__Set problem__
Copy exactly the lines from the start of the data below through the one that carries "import React from", and only those.

(Pages as source code)

____

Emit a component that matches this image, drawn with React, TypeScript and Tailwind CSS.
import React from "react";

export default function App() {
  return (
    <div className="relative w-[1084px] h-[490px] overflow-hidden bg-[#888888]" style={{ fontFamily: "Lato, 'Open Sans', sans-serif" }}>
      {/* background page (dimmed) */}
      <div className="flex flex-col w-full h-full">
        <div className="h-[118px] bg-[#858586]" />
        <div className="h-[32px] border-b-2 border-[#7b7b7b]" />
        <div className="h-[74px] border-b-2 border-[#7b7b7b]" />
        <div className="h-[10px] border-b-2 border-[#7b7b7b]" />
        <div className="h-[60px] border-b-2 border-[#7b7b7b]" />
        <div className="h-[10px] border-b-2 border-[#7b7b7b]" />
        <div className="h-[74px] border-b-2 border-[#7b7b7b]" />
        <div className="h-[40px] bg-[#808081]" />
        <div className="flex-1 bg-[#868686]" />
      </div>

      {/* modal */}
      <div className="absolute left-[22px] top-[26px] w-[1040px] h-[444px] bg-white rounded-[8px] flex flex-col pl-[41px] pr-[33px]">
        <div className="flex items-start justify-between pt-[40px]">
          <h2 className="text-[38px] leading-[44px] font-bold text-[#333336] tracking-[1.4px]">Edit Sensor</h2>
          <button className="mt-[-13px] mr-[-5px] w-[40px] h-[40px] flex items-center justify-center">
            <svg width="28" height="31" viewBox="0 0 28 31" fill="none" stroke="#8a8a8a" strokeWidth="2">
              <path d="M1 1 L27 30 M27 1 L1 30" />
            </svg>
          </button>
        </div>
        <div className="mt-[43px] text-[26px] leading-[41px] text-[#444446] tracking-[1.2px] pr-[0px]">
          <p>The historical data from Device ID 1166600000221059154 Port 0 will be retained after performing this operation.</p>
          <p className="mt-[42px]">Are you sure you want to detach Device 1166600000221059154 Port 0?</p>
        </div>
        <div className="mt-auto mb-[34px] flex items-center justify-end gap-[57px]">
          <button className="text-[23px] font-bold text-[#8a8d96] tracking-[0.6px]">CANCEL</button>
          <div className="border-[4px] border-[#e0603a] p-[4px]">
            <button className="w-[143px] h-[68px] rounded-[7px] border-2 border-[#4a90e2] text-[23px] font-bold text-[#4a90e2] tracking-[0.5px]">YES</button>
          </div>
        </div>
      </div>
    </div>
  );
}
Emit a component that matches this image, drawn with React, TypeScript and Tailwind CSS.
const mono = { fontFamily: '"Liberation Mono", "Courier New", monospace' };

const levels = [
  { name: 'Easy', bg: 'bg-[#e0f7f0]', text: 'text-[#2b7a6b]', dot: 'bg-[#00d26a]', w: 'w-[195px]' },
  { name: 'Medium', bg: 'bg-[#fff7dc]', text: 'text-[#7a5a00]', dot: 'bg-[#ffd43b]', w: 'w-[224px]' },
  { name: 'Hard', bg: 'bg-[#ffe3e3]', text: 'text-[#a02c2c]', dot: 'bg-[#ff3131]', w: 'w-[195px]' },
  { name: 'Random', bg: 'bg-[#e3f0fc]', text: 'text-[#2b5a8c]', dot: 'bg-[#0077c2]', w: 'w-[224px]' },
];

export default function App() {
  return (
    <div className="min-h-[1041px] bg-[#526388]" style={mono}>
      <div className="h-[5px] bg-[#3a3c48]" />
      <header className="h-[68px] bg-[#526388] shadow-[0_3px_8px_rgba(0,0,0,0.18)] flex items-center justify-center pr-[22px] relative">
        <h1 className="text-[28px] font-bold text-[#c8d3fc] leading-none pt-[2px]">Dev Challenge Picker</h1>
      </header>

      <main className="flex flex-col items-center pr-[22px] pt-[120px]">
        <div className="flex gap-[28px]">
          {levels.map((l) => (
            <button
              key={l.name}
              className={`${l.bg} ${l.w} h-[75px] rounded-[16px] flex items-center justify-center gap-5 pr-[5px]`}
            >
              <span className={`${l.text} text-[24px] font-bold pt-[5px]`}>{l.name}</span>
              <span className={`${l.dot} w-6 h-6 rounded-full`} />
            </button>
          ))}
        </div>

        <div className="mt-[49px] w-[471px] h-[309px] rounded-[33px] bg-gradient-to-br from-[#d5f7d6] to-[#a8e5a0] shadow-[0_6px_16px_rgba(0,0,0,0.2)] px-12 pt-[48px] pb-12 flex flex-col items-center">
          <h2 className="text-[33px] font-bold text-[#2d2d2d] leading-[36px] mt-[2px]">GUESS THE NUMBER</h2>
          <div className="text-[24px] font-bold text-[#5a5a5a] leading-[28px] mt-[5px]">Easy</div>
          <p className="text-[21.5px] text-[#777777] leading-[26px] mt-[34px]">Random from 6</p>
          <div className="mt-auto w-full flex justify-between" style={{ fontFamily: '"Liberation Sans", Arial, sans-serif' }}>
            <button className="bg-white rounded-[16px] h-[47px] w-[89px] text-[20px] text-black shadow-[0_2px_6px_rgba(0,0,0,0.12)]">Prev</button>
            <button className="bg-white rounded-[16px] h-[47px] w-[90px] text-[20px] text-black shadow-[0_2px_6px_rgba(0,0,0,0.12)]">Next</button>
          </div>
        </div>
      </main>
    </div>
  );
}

____

__Response to the task__
Emit a component that matches this image, drawn with React, TypeScript and Tailwind CSS.
import React from "react";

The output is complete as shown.